Seattle WiFi Map Project

Students of COM300, Fall 2004
Basic Concepts of New Media
Dr. Philip Howard, Assistant Professor

Department of Communication

University of Washington

Alice Marwick, Teaching Assistant and Project Manager


In December 2004, 100 undergrads from a class offered by Department of Communication at the University of Washington set out to make a map of Seattle's WiFi networks. The students were enrolled in the course Basic Concepts of New Media, taught by an Assistant Professor in the Deparmtment, Dr. Philip Howard. As part of their lab work, students followed online instructions for war-driving, and the data they collected was used to generate maps of Wireless Fidelity (WiFi) distribution across the city's core neighborhoods.


Students organized themselves in groups of four, and armed with a laptop, WiFi card and a global positioning device, they patrolled the Seattle's central neighborhoods scanning for WiFi fields. On average, each group was assigned about 8 square blocks to cover. They used a program that recorded basic information about WiFi fields: the name of the field, whether it was set to be secure or set to be shared, whether it was commercial or free, and the strength of the signal. All of this information was recorded in a log file, along with the longitude and latitude coordinates provided by the GPS device. The log files, once uploaded to, allowed software designer and WiFi expert Drew Celley to produce maps of our increasingly wired city.
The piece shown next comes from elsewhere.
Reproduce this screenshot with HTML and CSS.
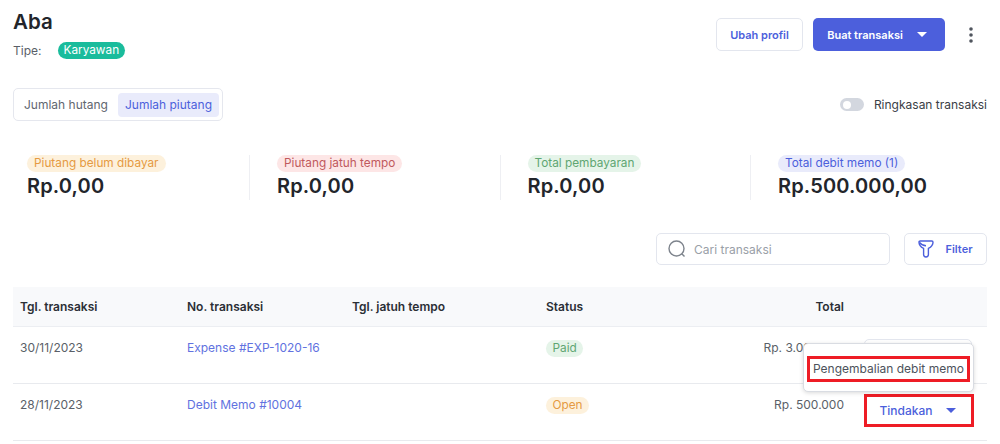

The groups drove around each block in their area, with the GPS unit hooked up to a laptop with Wi-Fi card enabled, running a piece of software called Netstumbler. Netstumbler uses Wi-Fi and GPS to detect wireless networks in an area and associate them with a location (latitude & longitude). These can be open Wi-Fi connections (like the ones at internet cafes) or closed wi-fi connections (like in an office). This is not hacking and it is not illegal or shady in any way; it is just a method for detecting whether or not a connection is present.

Working in shifts over several weeks, the students slowly mapped the ethers. Sometimes it was a trial to get the equipment to work, but such trials were important learning experiences. Students valued the opportunity to get out into the city. For some it was their first experience using a laptop for more than word processing, and they reported getting a lot of 'street cred' with their more tech-savvy friends.

Connection Type
WEP Enabled
Open, No WEP

The WiFi maps reveal some expected and unexpected things about the ethers of our city. Some of the poorer residential neighborhoods have fewer WiFi fields, and the downtown core is a wash with WiFi fields that are secured and private. Main streets also have commercial wireless internet fields, but you can see that between the main streets, many people seem to be sharing their wireless fields with their neighbors.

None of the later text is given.